調査期間・担当
調査期間:2021年2月
担当者 :K.K
目的
JEPXの超高騰も落ち着きを取り戻し、次の高騰に備え、
各新電力事業者は対策に追われている状況が続く。
今回の原因の一因として、LNG不足が問題になったが、
果たして具体的にはどのようなことが起こっていたのか調査した。
高騰の要因
そもそも高騰した要因として
・12月末の寒波で電力需要が高まったこと
・世界規模のLNG(液化天然ガス)の需要に供給が追いつかないこと
・国内での電力供給量の減少
といった複合的な要素が絡み合っているのではないか、と推測される。
日本の電力は、約8割が火力発電によって賄われている。
そしてその半分近くが、LNGを燃料とするものだ。
しかしこの冬、LNGの供給は世界規模で不足気味になっている。
日本の主な天然ガスの仕入れ先であるオーストラリアの生産基地では、
トラブルが発生して生産能力が低下。
不幸なことに、オーストラリア以外のLNG生産基地でもトラブルが頻発し、
世界各地でLNGの供給問題が発生している。
一方、中国を中心に東アジアでのLNGの需要は急激に高まっていた。
そういった中で、冬の寒波が到来。
電力需要の高まりにともなう燃料供給への不安などから、
電力会社からJEPXへの電力供給量が減少。
市場価格が高騰する流れが生まれていったと考えられる。
日本の場合、海外の生産拠点から天然ガスを低温液化して
専用の船で輸送しなければならず、供給にはどうしても1〜2カ月を要してしまう。
今回のような突発的な燃料不足が起きた場合に、すぐに対応することが難しい事情もある。
JEPXでは、市場取引の前日夜に価格が決まるため、
調達に時間のかかる原料を事前に適正価格で十分確保しておくことが難しい。
価格の高い原料を大量に購入しても、
日本に届くまでに電力市場の価格が大きく下がってしまえば、損失が大きくなるからだ。
LNG価格の推移
天然ガス・LNG価格.png
JKM:Japan Korea Marker = 日本・韓国への持ち届け価格
北東アジアの査定されたスポットLNG価格
JKM(Japan Korea Marker = 日本・韓国への持ち届け価格)は、
複数の生産設備障害、北東アジアでの需要急増、パナマ運河の混雑、
船舶費用の価格高騰等複数要因が重なり、12月に入り急騰、年末年始を経てさらに上昇し、
2021年1月12日には史上最高値の100万Btu当たり32.5米ドルを記録した。

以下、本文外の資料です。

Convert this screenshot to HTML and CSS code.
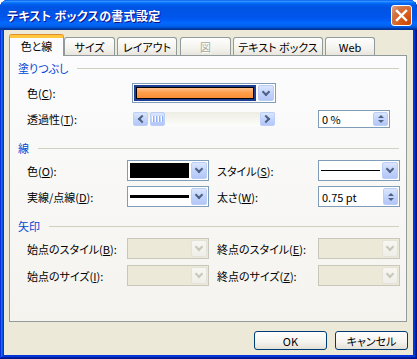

以下は、JEPXスポット価格の12月から1月末までの推移である。
JEPX平均単価(2020年12月~2021年1月).png
LNG価格の高騰は電力市場に影響を与えていることが分かる。
まとめ
今回のJEPXの価格高騰は、電力会社への大打撃だけでなく、
市場連動型の料金体系で契約している需要家にも影響があった。
今後は、LNG価格の動向にも注意しながら、
電力市場の制度がどのように変わっていくか注視する必要があるだろう。
・容量市場による、電気料金値上げ
・相対電源の取引量増加
・インバランス制度の見直し
など、電力業界は常に最新の情報に目を向けなければいけないと感じた。